Tale è rimasto il bisogno del Teatro Nuovo, che Igina Di Napoli, direttrice artistica, e Angelo Montella direttore generale, hanno recuperato dal degrado che sommergeva la città e il teatro negli anni '70 e '80. Napoli non aveva più spazi dove gli artisti potessero esprimersi, fatta eccezione per il San Carlo e il Sancarluccio; si recitava nei cortili, nelle stanze; i luoghi del teatro si inventavano, mentre l'esigenza di possedere un posto dove accogliere gli artisti aumentava.

Il Nuovo riapre i battenti ventidue anni fa, esattamente l'otto di dicembre 1980, e in questi ventidue anni ha ospitato artisti con una forte identità comunicativa e innovativa, a cominciare da napoletani quali Mario Martone, Toni Servillo, Enzo Moscato e Annibale Ruccello, che fu direttore artistico del Nuovo, con il quale fu avviato il primo progetto sul teatro stabile. E poi artisti stranieri sconosciuti in Italia come in Europa, accolti all'interno di progetti sulla danza, sul cinema. Insomma, un luogo artistico grande, indipendente, nel cuore storico della città.
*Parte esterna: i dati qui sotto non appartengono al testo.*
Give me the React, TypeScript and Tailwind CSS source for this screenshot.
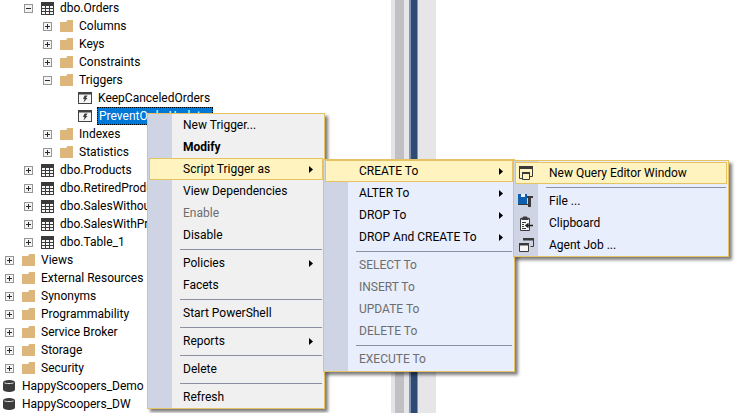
const FONT = "font-['Roboto','Open_Sans',sans-serif]"

type Kind = 'folder' | 'table' | 'trigger' | 'db'

type TreeRow = {
  label: string
  kind: Kind
  level: 0 | 1 | 2 | 3 | 4
  toggle?: 'plus' | 'minus'
  selected?: boolean
}

const TREE: TreeRow[] = [
  { label: 'dbo.Orders', kind: 'table', level: 2, toggle: 'minus' },
  { label: 'Columns', kind: 'folder', level: 3, toggle: 'plus' },
  { label: 'Keys', kind: 'folder', level: 3, toggle: 'plus' },
  { label: 'Constraints', kind: 'folder', level: 3, toggle: 'plus' },
  { label: 'Triggers', kind: 'folder', level: 3, toggle: 'minus' },
  { label: 'KeepCanceledOrders', kind: 'trigger', level: 4 },
  { label: 'PreventOrderUpdate', kind: 'trigger', level: 4, selected: true },
  { label: 'Indexes', kind: 'folder', level: 3, toggle: 'plus' },
  { label: 'Statistics', kind: 'folder', level: 3, toggle: 'plus' },
  { label: 'dbo.Products', kind: 'table', level: 2, toggle: 'plus' },
  { label: 'dbo.RetiredProducts', kind: 'table', level: 2, toggle: 'plus' },
  { label: 'dbo.SalesWithoutPromo', kind: 'table', level: 2, toggle: 'plus' },
  { label: 'dbo.SalesWithPromo', kind: 'table', level: 2, toggle: 'plus' },
  { label: 'dbo.Table_1', kind: 'table', level: 2, toggle: 'plus' },
  { label: 'Views', kind: 'folder', level: 1, toggle: 'plus' },
  { label: 'External Resources', kind: 'folder', level: 1, toggle: 'plus' },
  { label: 'Synonyms', kind: 'folder', level: 1, toggle: 'plus' },
  { label: 'Programmability', kind: 'folder', level: 1, toggle: 'plus' },
  { label: 'Service Broker', kind: 'folder', level: 1, toggle: 'plus' },
  { label: 'Storage', kind: 'folder', level: 1, toggle: 'plus' },
  { label: 'Security', kind: 'folder', level: 1, toggle: 'plus' },
  { label: 'HappyScoopers_Demo', kind: 'db', level: 0 },
  { label: 'HappyScoopers_DW', kind: 'db', level: 0 },
]

const LEVEL_PADDING = {
  0: 'pl-[3px]',
  1: 'pl-[5px]',
  2: 'pl-[24px]',
  3: 'pl-[43px]',
  4: 'pl-[78px]',
}

function Toggle({ type }: { type: 'plus' | 'minus' }) {
  return (
    <svg width="9" height="9" viewBox="0 0 9 9" className="shrink-0">
      <rect x="0.5" y="0.5" width="8" height="8" fill="#f4f4f4" stroke="#969696" />
      <path d="M2 4.5h5" stroke="#2a2a2a" />
      {type === 'plus' && <path d="M4.5 2v5" stroke="#2a2a2a" />}
    </svg>
  )
}

function NodeIcon({ kind }: { kind: Kind }) {
  if (kind === 'folder') {
    return (
      <svg width="13" height="12" viewBox="0 0 13 12" className="shrink-0">
        <path d="M0 2h6l1.500-2H13v12H0z" fill="#dcb67a" />
      </svg>
    )
  }
  if (kind === 'table') {
    return (
      <svg width="13" height="13" viewBox="0 0 13 13" className="shrink-0">
        <path d="M0 0h13v13H0z" fill="#3a3a3a" />
        <path
          d="M1 4h3v2H1zM5 4h3v2H5zM9 4h3v2H9zM1 7h3v2H1zM5 7h3v2H5zM9 7h3v2H9zM1 10h3v2H1zM5 10h3v2H5zM9 10h3v2H9z"
          fill="#f6f6f6"
        />
      </svg>
    )
  }
  if (kind === 'trigger') {
    return (
      <svg width="14" height="12" viewBox="0 0 14 12" className="shrink-0">
        <rect x="0.5" y="0.5" width="13" height="11" fill="#f6f6f6" stroke="#424242" />
        <path d="M0 0h14v2.500H0z" fill="#424242" />
        <path d="M6.500 3.500h3L8 6h1.500L5.500 10.500 6.500 7H5z" fill="#424242" />
      </svg>
    )
  }
  return (
    <svg width="12" height="12" viewBox="0 0 12 12" className="shrink-0">
      <path d="M0 2.500C0 1 2.500 0 6 0s6 1 6 2.500v7C12 11 9.500 12 6 12s-6-1-6-2.500z" fill="#3c3c3c" />
      <path d="M1.500 2.800C2.500 3.800 9.500 3.800 10.500 2.800" stroke="#e8e8e8" fill="none" />
    </svg>
  )
}

function Tree() {
  return (
    <div className="-mt-px w-[391px] shrink-0 overflow-hidden">
      {TREE.map((row) => (
        <div key={row.label} className={`flex h-[18px] items-center ${LEVEL_PADDING[row.level]}`}>
          {row.toggle && (
            <span className="mr-[8px] flex w-[9px] justify-center">
              <Toggle type={row.toggle} />
            </span>
          )}
          <NodeIcon kind={row.kind} />
          <span
            className={
              row.selected
                ? 'ml-[5px] flex h-[18px] w-[116px] items-center border border-dotted border-black bg-[#0078d7] pl-[1px] text-white'
                : row.kind === 'db'
                  ? 'ml-[7px] whitespace-nowrap'
                  : 'ml-[6px] whitespace-nowrap'
            }
          >
            {row.label}
          </span>
        </div>
      ))}
    </div>
  )
}

function Splitter() {
  return (
    <div className="flex h-[413px] w-[45px] shrink-0">
      <div className="w-[4px] bg-[#e4e4e8]" />
      <div className="w-[9px] bg-[#c0c0c4]" />
      <div className="w-[5px] bg-[#e6e6e8]" />
      <div className="w-[2px] bg-[#7f95bc]" />
      <div className="w-[6px] bg-[#2f4a73]" />
      <div className="w-[1px] bg-[#7f95bc]" />
      <div className="w-[18px] bg-[#e6e6e8]" />
    </div>
  )
}

type MenuRow = {
  label?: string
  sub?: boolean
  bold?: boolean
  disabled?: boolean
  hot?: boolean
  icon?: React.ReactNode
}

const SEP: MenuRow = {}

const CONTEXT_MENU: MenuRow[] = [
  { label: 'New Trigger...' },
  { label: 'Modify', bold: true },
  { label: 'Script Trigger as', sub: true, hot: true },
  { label: 'View Dependencies' },
  { label: 'Enable', disabled: true },
  { label: 'Disable' },
  SEP,
  { label: 'Policies', sub: true },
  { label: 'Facets' },
  SEP,
  { label: 'Start PowerShell' },
  SEP,
  { label: 'Reports', sub: true },
  SEP,
  { label: 'Delete' },
  SEP,
  { label: 'Refresh' },
]

const SCRIPT_MENU: MenuRow[] = [
  { label: 'CREATE To', sub: true, hot: true },
  { label: 'ALTER To', sub: true },
  { label: 'DROP To', sub: true },
  { label: 'DROP And CREATE To', sub: true },
  SEP,
  { label: 'SELECT To', disabled: true },
  { label: 'INSERT To', disabled: true },
  { label: 'UPDATE To', disabled: true },
  { label: 'DELETE To', disabled: true },
  SEP,
  { label: 'EXECUTE To', disabled: true },
]

function QueryWindowIcon() {
  return (
    <svg width="14" height="14" viewBox="0 0 14 14">
      <path d="M0.500 0.500h13v10h-3M3 12.500H0.500v-12" fill="none" stroke="#3a3a3a" />
      <path d="M0 0h14v3H0z" fill="#3a3a3a" />
      <path d="M3.500 6.500h7v7h-7z" fill="#fff3bf" stroke="#3a3a3a" />
      <path d="M3 6h8v2H3z" fill="#3a3a3a" />
    </svg>
  )
}

function FileIcon() {
  return (
    <svg width="16" height="15" viewBox="0 0 16 15">
      <path d="M0 0h9v10H0z" fill="#0e5fb0" />
      <path d="M3 0h4v3H3z" fill="#e8eefc" />
      <path d="M9 2h6v2h-2v9h-3v-2H0v-1h10V4H9z" fill="#3a3a3a" />
    </svg>
  )
}

function ClipboardIcon() {
  return (
    <svg width="14" height="15" viewBox="0 0 14 15">
      <path d="M1.500 2.500h9v12h-9z" fill="#f6f6f6" stroke="#3a3a3a" />
      <path d="M4 0.500h4v1h1.500v2.500h-7v-2.500H4z" fill="#3a3a3a" />
      <path d="M3 6.500h4M3 8.500h2M3 10.500h2M3 12.500h4" stroke="#3a3a3a" />
      <path d="M14 9.500H7M9.500 7.500l-2.500 2 2.500 2" stroke="#1e1e1e" strokeWidth="1.500" fill="none" />
    </svg>
  )
}

function AgentJobIcon() {
  return (
    <svg width="15" height="14" viewBox="0 0 15 14">
      <path d="M4.500 0.500h10v8h-3" fill="none" stroke="#3a3a3a" />
      <path d="M4 0h11v2.500H4z" fill="#3a3a3a" />
      <path d="M0.500 5.500h9v8h-9z" fill="#f6f6f6" stroke="#3a3a3a" />
      <path d="M0 5h10v2.500H0z" fill="#3a3a3a" />
    </svg>
  )
}

const ACTION_MENU: MenuRow[] = [
  { label: 'New Query Editor Window', hot: true, icon: <QueryWindowIcon /> },
  SEP,
  { label: 'File ...', icon: <FileIcon /> },
  { label: 'Clipboard', icon: <ClipboardIcon /> },
  { label: 'Agent Job ...', icon: <AgentJobIcon /> },
]

function MenuList({ rows }: { rows: MenuRow[] }) {
  return (
    <>
      {rows.map((row, i) =>
        row.label ? (
          <div
            key={row.label}
            className={`relative mx-px flex h-[22px] items-center justify-between border pr-[9px] pl-[33px] ${
              row.hot ? 'border-[#e5c365] bg-[#fff3bf]' : 'border-transparent'
            } ${row.disabled ? 'text-[#6d6d6d]' : ''} ${row.bold ? 'font-bold' : ''}`}
          >
            {row.icon && (
              <span className="absolute top-1/2 left-[2px] flex h-4 w-4 -translate-y-1/2 items-center justify-center">
                {row.icon}
              </span>
            )}
            <span className="whitespace-nowrap">{row.label}</span>
            {row.sub && (
              <svg width="4" height="7" viewBox="0 0 4 7">
                <path d="M0 0l4 3.500-4 3.500z" fill="#000" />
              </svg>
            )}
          </div>
        ) : (
          <div key={i} className="mr-[2px] ml-[32px] flex h-[6px] items-center">
            <div className="h-px w-full bg-[#8a8fa3]" />
          </div>
        ),
      )}
    </>
  )
}

export default function App() {
  return (
    <div className={`relative flex h-[413px] w-[736px] overflow-hidden bg-white text-[12px] leading-none text-black ${FONT}`}>
      <Tree />
      <Splitter />

      <div className="absolute top-[113px] left-[147px] z-10 w-[178px] border border-[#e5c365] bg-[linear-gradient(to_right,#ced4e4_24px,#f0f0f0_24px)] shadow-[3px_3px_3px_rgba(0,0,0,0.5)]">
        <MenuList rows={CONTEXT_MENU} />
      </div>
      <div className="absolute top-[159px] left-[323px] z-20 w-[192px] border border-[#e5c365] bg-[linear-gradient(to_right,#ced4e4_24px,#e8eefc_24px)] pb-px shadow-[3px_3px_3px_rgba(0,0,0,0.5)]">
        <MenuList rows={SCRIPT_MENU} />
      </div>
      <div className="absolute top-[160px] left-[513px] z-30 w-[216px] border border-[#e5c365] bg-[linear-gradient(to_right,#ced4e4_24px,#e8eefc_24px)] pt-px shadow-[3px_3px_3px_rgba(0,0,0,0.5)]">
        <MenuList rows={ACTION_MENU} />
      </div>
    </div>
  )
}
Tre anni fa il Nuovo cambia il suo progetto e da cooperativa di artisti diviene spazio produttivo. Esigenze diverse hanno mosso il cambiamento; dall'ospitalità alla promozione di progetti teatrali che si distinguono nel panorama artistico nazionale. Ne testimonia anche la stagione di quest'anno, inaugurata dalla Trilogia di Jean Genet, l'"Opera Genet", per la regia di Antonio Latella, in collaborazione con il Teatro Garibaldi di Palermo. Opera che è stata presentata al Festival dei Teatri d'Europa a Villeurbanne.
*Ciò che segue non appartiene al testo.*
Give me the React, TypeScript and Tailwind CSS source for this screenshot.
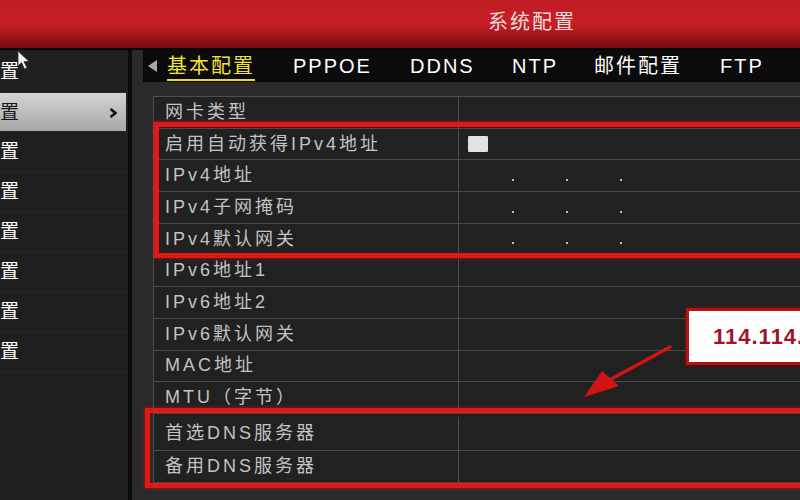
import React from 'react';

const font = "font-['Liberation_Sans','Noto_Sans_CJK_SC',sans-serif]";

const menu = ['常规配置', '网络配置', '报警配置', '串口配置', '预览配置', '异常配置', '用户配置', '热备配置'];

type Row = { label: string; kind?: 'check' | 'ip'; tall?: boolean };

const rows: Row[] = [
  { label: '网卡类型' },
  { label: '启用自动获得IPv4地址', kind: 'check' },
  { label: 'IPv4地址', kind: 'ip' },
  { label: 'IPv4子网掩码', kind: 'ip' },
  { label: 'IPv4默认网关', kind: 'ip' },
  { label: 'IPv6地址1' },
  { label: 'IPv6地址2' },
  { label: 'IPv6默认网关' },
  { label: 'MAC地址' },
  { label: 'MTU（字节）' },
  { label: '首选DNS服务器', tall: true },
  { label: '备用DNS服务器' },
];

function IpDots() {
  return (
    <div className="flex items-end h-full pb-[10px]">
      <span className="ml-[53px] w-[2px] h-[2px] bg-[#bdbdbd]" />
      <span className="ml-[52px] w-[2px] h-[2px] bg-[#bdbdbd]" />
      <span className="ml-[52px] w-[2px] h-[2px] bg-[#bdbdbd]" />
    </div>
  );
}

export default function App() {
  return (
    <div className={`relative w-[800px] h-[500px] overflow-hidden bg-[#1c1c1c] flex flex-col ${font}`}>
      {/* header */}
      <header className="h-[50px] shrink-0 border-b-2 border-[#060606] bg-gradient-to-b from-[#bf1b23] via-[#c71f27] to-[#780b10] flex items-center justify-center pl-[264px] pb-[4px]">
        <span className="text-[20px] tracking-[2px] text-[#f3dcdc]">系统配置</span>
      </header>

      <div className="flex flex-1 min-h-0">
        {/* sidebar */}
        <aside className="w-[128px] shrink-0 bg-[#1f1f1f] flex flex-col">
          {menu.map((m, i) => {
            const active = i === 1;
            return (
              <div
                key={m}
                className={`shrink-0 flex items-center overflow-hidden border-b border-[#272727] pt-[2px] ${i === 0 ? 'h-[43px]' : i === 1 ? 'h-[39px]' : 'h-[40px]'} ${
                  active ? 'w-[126px] bg-gradient-to-b from-[#d4d4d4] to-[#a8a8a8]' : ''
                }`}
              >
                <span className={`ml-[-57px] whitespace-nowrap text-[19px] ${active ? 'text-[#161616]' : 'text-white'}`}>{m}</span>
                {active && (
                  <svg className="ml-auto mr-[9px]" width="8" height="10" viewBox="0 0 8 10">
                    <path d="M1.5 1 L6.5 5 L1.5 9" fill="none" stroke="#111" strokeWidth="2.6" />
                  </svg>
                )}
              </div>
            );
          })}
        </aside>
        <div className="w-[4px] shrink-0 bg-[#0d0d0d]" />

        {/* main */}
        <main className="flex-1 bg-[#2a2a2a] pl-[11px] flex flex-col min-w-0">
          <nav className="h-[32px] shrink-0 bg-[#0b0b0b] flex items-center text-[20px] tracking-[2px] text-white whitespace-nowrap">
            <svg className="ml-[5px] mr-[10px] shrink-0" width="9" height="12" viewBox="0 0 9 12">
              <path d="M9 0 L0 6 L9 12 Z" fill="#a8a8a8" />
            </svg>
            <div className="w-[126px] shrink-0">
              <span className="text-[#f2e33c] border-b-2 border-[#e8d83a] pb-[2px]">基本配置</span>
            </div>
            <div className="w-[117px] shrink-0">PPPOE</div>
            <div className="w-[102px] shrink-0">DDNS</div>
            <div className="w-[82px] shrink-0">NTP</div>
            <div className="w-[126px] shrink-0">邮件配置</div>
            <div className="w-[80px] shrink-0">FTP</div>
          </nav>

          <div className="pl-[10px] pt-[14px] flex-1">
            <div className="w-[700px] bg-[#212121] border-l border-t border-[#4f4f4f]">
              {rows.map((r) => (
                <div key={r.label} className={`flex border-b border-[#4a4a4a] ${r.tall ? 'h-[37px] pt-[3px]' : 'h-[31.7px]'}`}>
                  <div className="w-[305px] shrink-0 border-r border-[#4f4f4f] pl-[11px] flex items-center text-[18px] tracking-[3px] text-[#c3c3c3] whitespace-nowrap">
                    {r.label}
                  </div>
                  <div className="flex-1 flex items-center">
                    {r.kind === 'check' && <span className="ml-[9px] w-[20px] h-[16px] bg-[#e2e2e2] rounded-[1px]" />}
                    {r.kind === 'ip' && <IpDots />}
                  </div>
                </div>
              ))}
            </div>
          </div>
        </main>
      </div>

      {/* annotations */}
      <div className="absolute left-[154px] top-[122px] w-[700px] h-[136px] border-[5px] border-[#e41717] shadow-[0_0_4px_rgba(255,20,20,0.6)]" />
      <div className="absolute left-[145px] top-[408px] w-[700px] h-[80px] border-[5px] border-[#e41717] shadow-[0_0_4px_rgba(255,20,20,0.6)]" />

      <div className="absolute left-[686px] top-[308px] w-[200px] h-[57px] bg-white border-[3px] border-[#b71212] shadow-[0_0_4px_rgba(160,0,0,0.7)] flex items-center overflow-hidden">
        <span className="pl-[24px] text-[22px] font-bold tracking-[1px] text-[#a3122b] whitespace-nowrap">114.114.114.114</span>
      </div>

      <svg className="absolute left-0 top-0 pointer-events-none" width="800" height="500" viewBox="0 0 800 500">
        <path d="M670 347 L604 383" stroke="#d41414" strokeWidth="3.5" strokeLinecap="round" />
        <path d="M584 397 L602 371 L619 386 Z" fill="#d41414" />
        {/* mouse pointer */}
        <path d="M18 51 L18 66 L21.5 62.5 L24.5 69 L27 68 L24 61.5 L29 61.5 Z" fill="#f4f4f4" stroke="#333" strokeWidth="0.8" />
      </svg>
    </div>
  );
}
"Bisogna amare il teatro e odiare il mondo", è ciò che Latella scrive in una presentazione della Trilogia, citazione simbolo del pensare di tutti gli artisti del Nuovo e cioè "dire delle verità, inventando, lavorando con la fantasia". Il teatro è uno sguardo sul mondo, una possibilità di sopravvivenza del senso profondo della realtà vista con occhi creativi. E' ciò che Igina Di Napoli definisce "artisticità" e che preserva dal rischio d'essere intrappolati nella banalità, nella superficialità, nella noncuranza.

Nell'ambito di questa visione, nascono percorsi artistici condivisi; Antonio Latella, Arturo Cirillo, Monica Nappo, Pierpaolo Sepe, Riccardo Veno, Antonello Cossia e Raffaele Di Florio, sono artisti che interagiscono nell'espressione della loro singolarità. Il calendario di questa stagione prevede la presenza dei Teatri Uniti con "Lamia" di Luisa Stella, da "Le Incurabili" dall'8 al 19 gennaio 2003; la Compagnia Liberamente che presenta "I bambini della città di K" per la regia di Davide Iodice, dal 4 al 9 marzo 2003 e il Teatro della Tosse di Genova con " Io sono il maestro", regia di Sergio Maifredi. Altri artisti popolano la stagione teatrale, altre trilogie come quella su Pasolini sempre di Antonio Latella, che presenta "Porcile", con un cast ancora da definire, dal 22 aprile al 4 maggio 2003.